This is the first time actually sitting down to watch 'The Tony's'. Christopher Durang deserves best play for 'Vonya and Sonia and Masha and Spike'. He is a genius! Remembering that his work was the first play I acted in at Kenyon and the first play I directed on my own. I also had the pleasure of meeting him a year ago. He's a very humble and nice person and enjoys meeting fans of his work. I had a long, genuine conversation and he promised to read my blog. I'm also glad that Cyndi Lauper won a Tony for her work 'Kinky Boots' which has broken many barriers. Watching the Tony's makes me really miss my theater days (acting,directing, teching). Here's to hoping I find my way back to that as well! I'll be here, in Brooklyn, writing plays even if none of them ever make it to the stage! I just write to keep myself connected to the theater world even if it's by a glittering shadow of a thread!

I actually dedicate this post to my grandmother, Lillian Brown Zabrack who was my true and my first theater teacher.  I was always acting out cartoons and movies in the living room, and she would watch.  She would tell me stories using many voices and imitating many characters' mannerisms, one being 'The Soda Clerk' (which I still remember distinctly).  She wanted to be a famous actress, herself, and even had an acting and dancing school in NYC with her sister, Mae, at one point.  My grandmother never got to be a movie star.  But she taught her grandson everything she knew.  My grandmother taught me how to memorize lines and how to enunciate.  When I had to memorize poems in elementary school, she gave me pointers on how to be more dramatic and where to pause (short pause after commas and long pauses after periods).

She even tried to teach me tap dancing and took me to a few of her classes.  I still remember how proud I was of her when she would perform at the Jewish Community Center.  One time she was a robot and tap danced her way into everyone's heart.  The best story is when her dance group, 'The Classy Kickers' went to be extras in a movie, 'King of the Hill'.  However, my grandma got on the wrong bus and actually ended up in the movie.  Her friends, unfortunately, did not.  I have a hunch that my grandma got on that bus on purpose.  She wanted to leave her legacy somehow.  She had a love for all things glitzy, like Vegas and Branson.  I'm sure she would have adored Dollywood had she the opportunity to go.  I have not seen the movie but I know to look for a derby hat.  However, it was because of my grandmother that I swore I would get on stage one day, though she never lived to see it. 

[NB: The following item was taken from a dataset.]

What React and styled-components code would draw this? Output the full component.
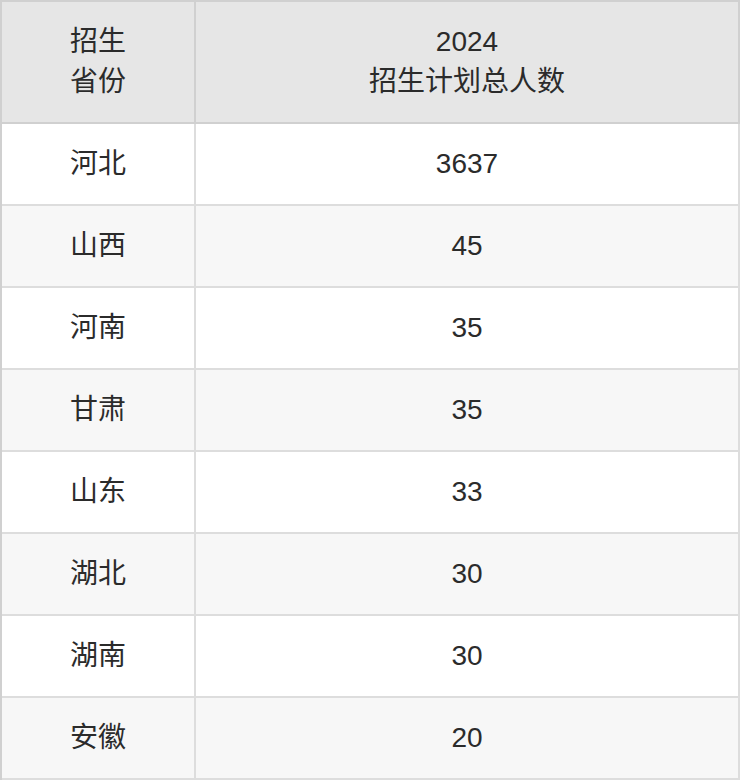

As I sit here watching The 2013 Tony Awards, I remember all of the wonderful times I have had within the theater world.  There have been many.  I have acted, directed, stage managed, and filled in various other technical theater roles from high school through college.  I still remember the first show that made me fall in love with theater and how I got 'bitten' by 'the bug'.  It was sophomore year of high school when I was transported to a different universe while watching 'Tommy' performed not by a bunch of high school kids but kids who could sing, dance, and act their way into another land.  I wanted to be part of that magic, and so I began my journey into the theater world.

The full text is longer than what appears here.